Nothing after the line with "let activeTab = '常规';" belongs in the copy; extract the lines below from the top through that line, pictures left out.

───── Collected data ─────

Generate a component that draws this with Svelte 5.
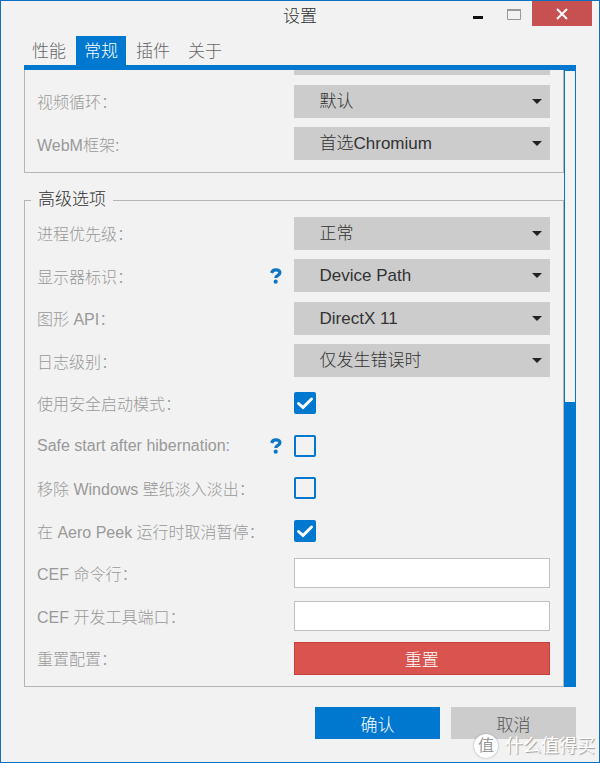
<script>
	let tabs = ['性能', '常规', '插件', '关于'];
	let activeTab = '常规';

	// General group, scrolled down so its first row is cut off
	let generalRows = [
		{ id: 'first', label: '', type: 'select', value: '' },
		{ id: 'video-loop', label: '视频循环：', type: 'select', value: '默认' },
		{ id: 'webm', label: 'WebM框架:', type: 'select', value: '首选Chromium' }
	];

	let advancedRows = [
		{ id: 'priority', label: '进程优先级：', type: 'select', value: '正常' },
		{ id: 'monitor', label: '显示器标识：', type: 'select', value: 'Device Path', help: true },
		{ id: 'graphics', label: '图形 API：', type: 'select', value: 'DirectX 11' },
		{ id: 'log', label: '日志级别：', type: 'select', value: '仅发生错误时' },
		{ id: 'safe-mode', label: '使用安全启动模式：', type: 'check', value: true },
		{ id: 'hibernation', label: 'Safe start after hibernation:', type: 'check', value: false, help: true },
		{ id: 'fade', label: '移除 Windows 壁纸淡入淡出：', type: 'check', value: false },
		{ id: 'peek', label: '在 Aero Peek 运行时取消暂停：', type: 'check', value: true },
		{ id: 'cef-cmd', label: 'CEF 命令行：', type: 'text', value: '' },
		{ id: 'cef-port', label: 'CEF 开发工具端口：', type: 'text', value: '' },
		{ id: 'reset', label: '重置配置：', type: 'reset', value: '重置' }
	];
</script>

{#snippet settingRow(row)}
	<div class="row">
		<label class="name" for={row.id}>{row.label}</label>
		{#if row.help}
			<button class="help" aria-label="Help">
				<svg width="12" height="16" viewBox="0 0 12 16">
					<path d="M1.600 5C2.200 2.700 3.700 1.900 5.800 1.900c2.500 0 4.100 1.100 4.100 2.900 0 2.700-4.100 2.400-4.100 5.200" fill="none" stroke="#0f76c4" stroke-width="3.200" />
					<circle cx="5.700" cy="13.700" r="2.100" fill="#0f76c4" />
				</svg>
			</button>
		{/if}
		<div class="control">
			{#if row.type === 'select'}
				<select id={row.id}>
					<option>{row.value}</option>
				</select>
				<svg class="caret" width="10" height="5" viewBox="0 0 10 5">
					<path d="M0 0h10L5 5z" fill="#222" />
				</svg>
			{:else if row.type === 'check'}
				<input type="checkbox" id={row.id} bind:checked={row.value} />
				<svg class="tick" width="22" height="22" viewBox="0 0 22 22">
					<path d="M4.500 11.500l4.500 4 8.500-8.500" fill="none" stroke="#fff" stroke-width="3" stroke-linecap="round" />
				</svg>
			{:else if row.type === 'text'}
				<input type="text" id={row.id} bind:value={row.value} />
			{:else}
				<button class="reset" id={row.id}>{row.value}</button>
			{/if}
		</div>
	</div>
{/snippet}

<main class="window">
	<header class="titlebar">
		<h1>设置</h1>
		<div class="window-buttons">
			<button aria-label="Minimize">
				<svg width="14" height="14" viewBox="0 0 14 14"><path d="M2 9h10v3H2z" fill="#111" /></svg>
			</button>
			<button aria-label="Maximize">
				<svg width="14" height="12" viewBox="0 0 14 12">
					<path d="M.5 1.500h13v10H.5z" fill="none" stroke="#999" />
					<path d="M0 1h14v2H0z" fill="#999" />
				</svg>
			</button>
			<button class="close" aria-label="Close">
				<svg width="12" height="12" viewBox="0 0 12 12">
					<path d="M1 1l10 10M11 1L1 11" stroke="#fff" stroke-width="2" />
				</svg>
			</button>
		</div>
	</header>

	<nav class="tabs">
		{#each tabs as tab}
			<button class:active={tab === activeTab}>{tab}</button>
		{/each}
	</nav>

	<div class="panel">
		<div class="content">
			<fieldset>
				{#each generalRows as row}
					{@render settingRow(row)}
				{/each}
			</fieldset>
			<fieldset class="advanced">
				<legend>高级选项</legend>
				{#each advancedRows as row}
					{@render settingRow(row)}
				{/each}
			</fieldset>
		</div>
		<div class="scrollbar">
			<div class="thumb"></div>
		</div>
	</div>

	<footer>
		<button class="ok">确认</button>
		<button class="cancel">取消</button>
	</footer>

	<div class="watermark">
		<span class="badge">值</span>
		<span>什么值得买</span>
	</div>
</main>

<style>
	:global(body) {
		margin: 0;
	}

	.window {
		position: relative;
		display: flex;
		flex-direction: column;
		box-sizing: border-box;
		height: 100vh;
		border: 1px solid #0a70c4;
		background: #f2f2f2;
		color: #333;
		font-family: 'Liberation Sans', 'Noto Sans CJK SC', sans-serif;
		font-size: 17px;
		font-weight: 300;
	}

	button,
	select,
	input {
		font: inherit;
		color: inherit;
		margin: 0;
		box-sizing: border-box;
	}

	button {
		padding: 0;
		border: none;
		background: none;
		cursor: pointer;
	}

	svg {
		display: block;
	}

	.titlebar {
		display: grid;
		grid-template-columns: 1fr auto 1fr;
		align-items: start;
		height: 35px;
	}

	h1 {
		grid-column: 2;
		margin: 0;
		font-size: 17px;
		font-weight: 300;
		line-height: 32px;
	}

	.window-buttons {
		display: flex;
		justify-content: flex-end;
		padding-right: 7px;
	}

	.window-buttons button {
		display: flex;
		align-items: center;
		justify-content: center;
		width: 36px;
		height: 25px;
	}

	.window-buttons .close {
		width: 60px;
		background: #c75050;
	}

	.tabs {
		display: flex;
		gap: 2px;
		margin: 0 23px;
		border-bottom: 5px solid #0078cf;
	}

	.tabs button {
		height: 29px;
		padding: 0 8px;
		color: #666;
		line-height: 32px;
	}

	.tabs .active {
		background: #0078cf;
		color: #fff;
	}

	.panel {
		display: flex;
		flex: 1;
		min-height: 0;
		margin: 0 23px;
	}

	.content {
		display: flex;
		flex: 1;
		flex-direction: column;
		justify-content: flex-end;
		overflow: hidden;
	}

	fieldset {
		flex: none;
		min-width: 0;
		margin: 0;
		padding: 0 13px 7px 12px;
		border: 1px solid #b5b5b5;
	}

	.advanced {
		margin-top: 15px;
	}

	legend {
		margin-left: -6px;
		padding: 0 7px;
		line-height: 24px;
	}

	.row {
		display: flex;
		align-items: center;
		height: 42px;
	}

	.row:nth-child(odd) {
		height: 43px;
	}

	.name {
		flex: 1;
		color: #999;
		font-size: 16px;
		white-space: nowrap;
	}

	.help {
		margin-right: 12px;
	}

	.control {
		position: relative;
		width: 50%;
	}

	select {
		display: block;
		appearance: none;
		width: 100%;
		height: 33px;
		padding: 0 26px;
		border: none;
		border-radius: 0;
		background: #ccc;
	}

	.caret {
		position: absolute;
		top: 14px;
		right: 8px;
		pointer-events: none;
	}

	input[type='checkbox'] {
		display: block;
		appearance: none;
		width: 22px;
		height: 22px;
		border: 2px solid #0078cf;
		border-radius: 2px;
	}

	input[type='checkbox']:checked {
		background: #0078cf;
	}

	.tick {
		position: absolute;
		top: 0;
		left: 0;
		visibility: hidden;
		pointer-events: none;
	}

	input:checked + .tick {
		visibility: visible;
	}

	input[type='text'] {
		display: block;
		width: 100%;
		height: 30px;
		padding: 0 8px;
		border: 1px solid #c0c0c0;
		background: #fff;
	}

	.reset {
		display: block;
		width: 100%;
		height: 33px;
		border: 1px solid #c93f3c;
		background: #d9534f;
		color: #fff;
	}

	.scrollbar {
		width: 12px;
		background: #0078cf;
	}

	.thumb {
		box-sizing: border-box;
		height: 54%;
		border: 1px solid #0078cf;
		background: #f4f4f4;
	}

	footer {
		display: flex;
		justify-content: flex-end;
		gap: 11px;
		padding: 20px 23px 23px;
	}

	footer button {
		width: 125px;
		height: 32px;
	}

	.ok {
		background: #0078cf;
		color: #fff;
	}

	.cancel {
		background: #ccc;
		color: #555;
	}

	.watermark {
		position: absolute;
		right: 4px;
		bottom: 4px;
		display: flex;
		align-items: center;
		gap: 7px;
		color: #fff;
		font-size: 18px;
		font-weight: 400;
		line-height: 24px;
		text-shadow: 1px 1px 1px #999;
		pointer-events: none;
	}

	.badge {
		width: 24px;
		border-radius: 50%;
		background: #fff;
		box-shadow: 0 0 2px #999;
		color: #999;
		font-size: 16px;
		text-align: center;
		text-shadow: none;
	}
</style>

─────

Exercise answer
Generate a component that draws this with Svelte 5.
<script>
	let tabs = ['性能', '常规', '插件', '关于'];
	let activeTab = '常规';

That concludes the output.